Anyway, you don't have to accept what M-W says if you don't want to. No one owns or controls English.
Dictionaries have armies of people who decide these things, based chiefly on where they stand on the P-D spectrum. M-W is "strongly descriptive", meaning they cotton to popular misuse. And that's a view you can accept or not, as you please.
Some of the more 'popular' dictionaries do this to make more money over time.
Damn you, Big Dictionary!
Not all dictionaries, true. But enough of them have given in that appealing to dictionaries at all becomes a stalemate. Good luck debating the D-P spectrum with someone who can’t use “literally properly.
And no one owns English, true. That also means though that I’m in no position to complain about anyone’s usage of words. Eh. It’s just not a battle I pick anymore.
I’m not a hardcore prescriptivist - I just dislike changes that destroy useful nuances. And I think that’s a good, utilitarian standard we should be able to apply universally.

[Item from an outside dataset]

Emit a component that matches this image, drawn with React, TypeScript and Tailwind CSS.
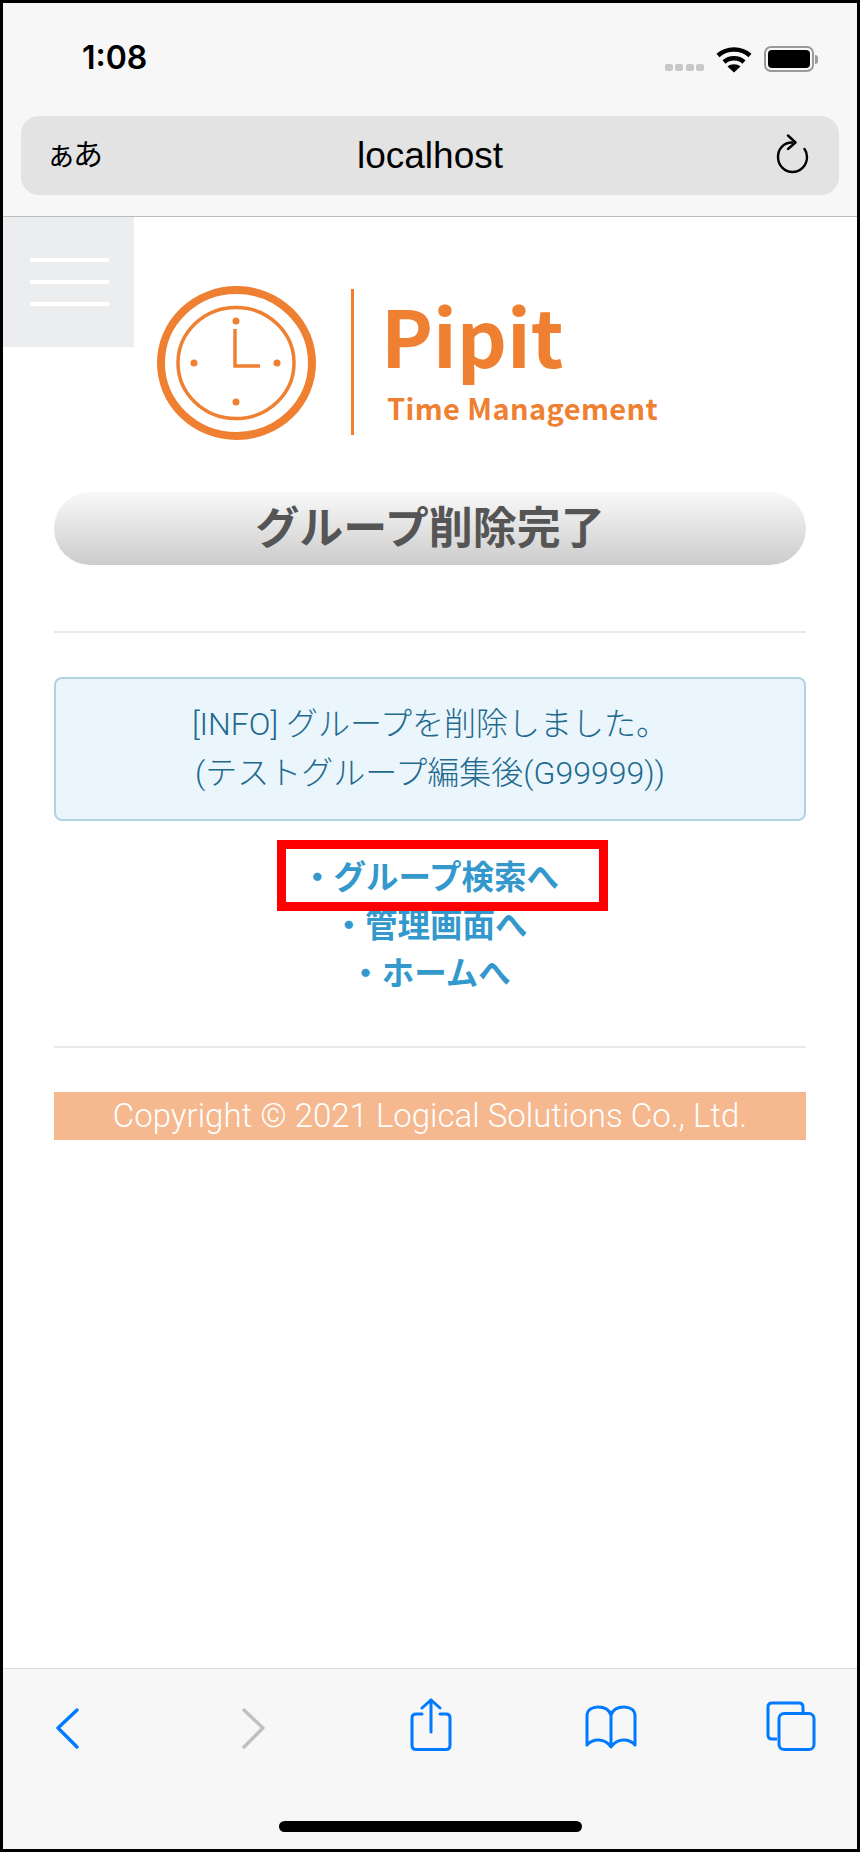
const JP = { fontFamily: '"Liberation Sans", "Noto Sans CJK JP", sans-serif' };
const LIGHT = { fontFamily: 'Roboto, "Noto Sans CJK JP", sans-serif' };

function Wifi() {
  return (
    <svg width="36" height="27" viewBox="0 0 36 27" fill="none">
      <path d="M2 9.5C11 1.5 25 1.5 34 9.5" stroke="#000" strokeWidth="4.5" />
      <path d="M8 16C13.5 11 22.5 11 28 16" stroke="#000" strokeWidth="4.5" />
      <path d="M18 26.5L11.5 20.5C15 17.5 21 17.5 24.5 20.5Z" fill="#000" />
    </svg>
  );
}

function Reload() {
  return (
    <svg width="33" height="40" viewBox="0 0 33 40" fill="none" stroke="#000" strokeWidth="2.4" strokeLinecap="round" strokeLinejoin="round">
      <path d="M16 8.5C8 8.5 2 14.5 2 23C2 31.5 8.5 38 16.5 38C24.5 38 31 31.5 31 23C31 19.5 30 17 28.5 15" />
      <path d="M12 1.5L19.5 8.5L12 15" />
    </svg>
  );
}

function LogoMark() {
  return (
    <svg width="168" height="160" viewBox="0 0 168 160" fill="none" stroke="#ef7f31">
      <ellipse cx="84.5" cy="81" rx="75.5" ry="73" strokeWidth="8" />
      <ellipse cx="84" cy="81" rx="58" ry="55.5" strokeWidth="3.5" />
      <path d="M83 47V84H108" strokeWidth="3.5" />
      <g fill="#ef7f31" stroke="none">
        <ellipse cx="84" cy="39" rx="3.5" ry="3.5" />
        <ellipse cx="84" cy="120" rx="3.5" ry="3.5" />
        <ellipse cx="42" cy="81" rx="3.5" ry="3.5" />
        <ellipse cx="125" cy="81" rx="3.5" ry="3.5" />
      </g>
    </svg>
  );
}

function BottomIcons() {
  return (
    <div className="flex items-start h-[56px] pl-[52px]">
      <svg width="26" height="42" viewBox="0 0 26 42" fill="none" stroke="#007aff" strokeWidth="3.4" strokeLinecap="round" strokeLinejoin="round">
        <path d="M22 3L3 21L22 40" />
      </svg>
      <svg width="26" height="42" viewBox="0 0 26 42" fill="none" stroke="#c0c0c0" strokeWidth="3.4" strokeLinecap="round" strokeLinejoin="round" className="ml-[159px]">
        <path d="M4 3L23 21L4 40" />
      </svg>
      <svg width="42" height="54" viewBox="0 0 42 54" fill="none" stroke="#007aff" strokeWidth="3" strokeLinecap="round" strokeLinejoin="round" className="-mt-[9px] ml-[144px]">
        <path d="M12 16H6C3.5 16 2 17.5 2 20V47C2 50 3.5 51.5 6 51.5H36C38.5 51.5 40 50 40 47V20C40 17.5 38.5 16 36 16H30" />
        <path d="M21 2V34" />
        <path d="M12 10L21 2L30 10" />
      </svg>
      <svg width="52" height="44" viewBox="0 0 52 44" fill="none" stroke="#007aff" strokeWidth="3" strokeLinejoin="round" strokeLinecap="round" className="-mt-[2px] ml-[133px]">
        <path d="M26 10C24 4 19 2 13 2C7 2 2 5 2 11V40C8 33 20 33 26 42C32 33 44 33 50 40V11C50 5 45 2 39 2C33 2 28 4 26 10V40" />
      </svg>
      <svg width="50" height="50" viewBox="0 0 50 50" fill="none" stroke="#007aff" strokeWidth="3" className="-mt-[6px] ml-[129px]">
        <path d="M11 38H6C3.5 38 2 36.5 2 34V6C2 3.5 3.5 2 6 2H33C35.5 2 37 3.5 37 6V12" />
        <rect x="13" y="12.5" width="35" height="36" rx="5" />
      </svg>
    </div>
  );
}

export default function App() {
  return (
    <div className="w-[860px] h-[1852px] flex flex-col border-[3px] border-black bg-white" style={JP}>
      {/* ブラウザ上部 */}
      <header className="h-[214px] shrink-0 bg-[#f7f7f7] border-b border-[#bbbbbb] px-[18px]">
        <div className="flex items-center justify-between h-[113px] pb-[1px]">
          <span className="ml-[61px] text-[32px] font-semibold text-black mb-[2px]" style={{ fontFamily: 'Inter, sans-serif' }}>1:08</span>
          <div className="flex items-center mr-[21px]">
            <div className="flex gap-[2.5px] mt-[16px] mr-[12px]">
              <span className="w-[8px] h-[7px] rounded-[2px] bg-[#c8c8c8]" />
              <span className="w-[8px] h-[7px] rounded-[2px] bg-[#c8c8c8]" />
              <span className="w-[8px] h-[7px] rounded-[2px] bg-[#c8c8c8]" />
              <span className="w-[8px] h-[7px] rounded-[2px] bg-[#c8c8c8]" />
            </div>
            <Wifi />
            <div className="ml-[12px] w-[50px] h-[26px] rounded-[7px] border-2 border-[#9a9a9a] p-[2px]">
              <div className="w-full h-full rounded-[4px] bg-black" />
            </div>
            <span className="ml-[1px] w-[3px] h-[9px] rounded-r-full bg-[#9a9a9a]" />
          </div>
        </div>
        <div className="relative flex items-center justify-center h-[79px] rounded-[18px] bg-[#e3e3e3]">
          <span className="absolute left-[25px] top-[21px] text-[30px] leading-[36px] tracking-[-3px] text-black">ぁあ</span>
          <span className="text-[37px] text-black">localhost</span>
          <span className="absolute right-[30px] top-[18px]">
            <Reload />
          </span>
        </div>
      </header>

      <main className="relative flex-1 px-[51px]">
        {/* メニューボタン */}
        <div className="absolute left-0 top-0 w-[131px] h-[130px] bg-[#ecedef] flex flex-col gap-[18px] pl-[27px] pt-[41px]">
          <span className="w-[79px] h-[4px] bg-white" />
          <span className="w-[79px] h-[4px] bg-white" />
          <span className="w-[79px] h-[4px] bg-white" />
        </div>

        {/* ロゴ */}
        <div className="flex items-center h-[275px] pt-[65px] pb-[50px] pl-[98px]">
          <LogoMark />
          <div className="w-[3px] h-[146px] bg-[#ef7f31] ml-[31px]" />
          <div className="ml-[27px] flex flex-col text-[#ef7f31] font-bold" style={{ fontFamily: '"Noto Sans CJK JP", sans-serif' }}>
            <span className="text-[78px] leading-[84px] -mt-[8px]">Pipit</span>
            <span className="text-[29px] leading-[36px] mt-[13px] ml-[6px] tracking-[0.4px]">Time Management</span>
          </div>
        </div>

        {/* タイトル */}
        <h1 className="flex items-center justify-center h-[73px] rounded-full bg-gradient-to-b from-[#f9f9f9] to-[#cccccc] text-[44px] font-bold text-[#555555]">
          グループ削除完了
        </h1>

        <hr className="mt-[66px] border-t-2 border-[#e9e9e9]" />

        {/* メッセージ */}
        <div className="mt-[44px] h-[144px] flex flex-col justify-center rounded-[8px] border-2 border-[#b2d2e2] bg-[#ebf6fc] text-center text-[32px] leading-[49px] font-light text-[#1f6a8e]" style={LIGHT}>
          <p>[INFO] グループを削除しました。</p>
          <p>(テストグループ編集後(G99999))</p>
        </div>

        {/* リンク */}
        <div className="relative mt-[33px] flex flex-col items-center text-[32.5px] leading-[48px] font-bold text-[#3399cc]">
          <a>・グループ検索へ</a>
          <a>・管理画面へ</a>
          <a>・ホームへ</a>
          <div className="absolute left-[223px] -top-[14px] w-[331px] h-[71px] border-[9px] border-[#ff0000]" />
        </div>

        <hr className="mt-[48px] border-t-2 border-[#e9e9e9]" />

        {/* フッター */}
        <footer className="mt-[44px] h-[48px] flex items-center justify-center bg-[#f5b88f] text-[33px] font-light text-white" style={LIGHT}>
          Copyright © 2021 Logical Solutions Co., Ltd.
        </footer>
      </main>

      {/* ブラウザ下部 */}
      <nav className="shrink-0 h-[181px] bg-[#f7f7f7] border-t border-[#dddddd] pt-[38px]">
        <BottomIcons />
        <div className="mt-[58px] mx-auto w-[303px] h-[11px] rounded-full bg-black" />
      </nav>
    </div>
  );
}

Like nowadays “decimate” just means the same thing as “devastate” or “destroy” and we no longer have a specific word for “reduce by one-tenth.” Sure, that word is only occasionally needed, but we didn’t need a third word for destroy/devastate at all. And I still wonder for half a second, when someone talks about an army being decimated, if they mean 1/10 or totally.
The dilution of “literally” is similar. It reduces our options for specificity and often leaves you confused about what someone is saying. That’s a bad change IMHO and dictionaries should resist it. The whole point of dictionaries was to retard the morphing of language. They’re a big reason that change has slowed down since the times of Chaucer. But they have abdicated this and become mere linguistic enthographers.